Anybody who has ever picked up a cricket ball would know Imran Khan as the Pakistani player who captained his team to victory in the 1992 World Cup. However, few could have guessed back then that the flamboyant cricketer with an open worldview would one day go on to become the prime minister of his country on a largely conservative platform. Here are six facts that may help us understand the enigma called Imran a little better.

1) Cricketing controversies

It would be incorrect to say that Imran began courting controversies only after he quit the cricket field. In 1994, he admitted to seam-lifting Test matches and tampering with the ball during a county tournament. Later, in 1996, he got into a spot of bother after English cricketers Ian Botham and Alan Lamb sued him for calling them “racist”. However, that was a battle he eventually won.

2) Family drama

Imran’s domestic life has been as eventful as his sporting or political ones. He first set off on the rocky road to marital bliss by tying the knot with Jemima Goldsmith, the daughter of a British billionaire, in 1995. After nine years of trying to accommodate her husband’s newfound political calling, Jemima divorced him on June 22, 2004. Imran’s second marriage with television anchor Reham Khan in 2015 was stormier, and ended in 10 months. The cricketer-turned-politician’s latest marriage with his spiritual guide, Bushra Maneka, was also said to be on shaky ground after a dispute over his pet dogs.

3) The tell-all book

It is embarrassing when all your purported skeletons come tumbling out just before the election, and nobody can explain this better than Imran (or US president Donald Trump). The former cricketer’s hippie image from the past was revived days before the polls by Rehan Khan in a book that portrayed him as a man who led a “bizarre life of sex, drugs and rock and roll”. It also accused the now-conservative politician of dabbling in the dark arts and rearing illegitimate Indian children. But — just as it was for Trump — none of the dirt managed to stick in the run-up to Imran’s grand victory.
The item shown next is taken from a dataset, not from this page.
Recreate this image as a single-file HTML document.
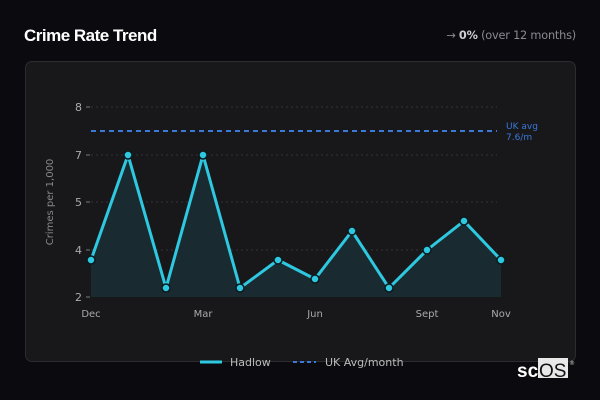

4) Imran Khan vs Salman Rushdie

In one of the first indications that Imran was swerving right on the ideological front, he reconsidered his invite to a 2012 media conference in India after discovering that it would require him to share a platform with British author Salman Rushdie. He said he could not even imagine sharing a stage with somebody who had “hurt the feelings of millions of Muslims across the world” through his book ‘The Satanic Verses’. What followed was a furious war of words between the two personalities.

5) Military allegiance

While Imran is vehement in his assertions about not being propped by the military in this election, he has no reluctance in admitting that he does have a lot of admiration for it. “I think a democratic government rules from moral authority. In my opinion, it is the Pakistan army and not an enemy army. I will carry the army with me,” Imran said in an interview with the New York Times this May. Political analysts can see where this is coming from. As former premier Nawaz Sharif learnt to his detriment, it’s not possible to run Pakistan and fight its military at the same time.

6) A slow start in politics

This may be a little difficult to fathom in the light of the Pakistan Tehreek-e-Insaf’s grand showing in the just-concluded election, but his party did not fare very well for a long time after its launch in 1996. In fact, it only had one seat in Parliament until 2003.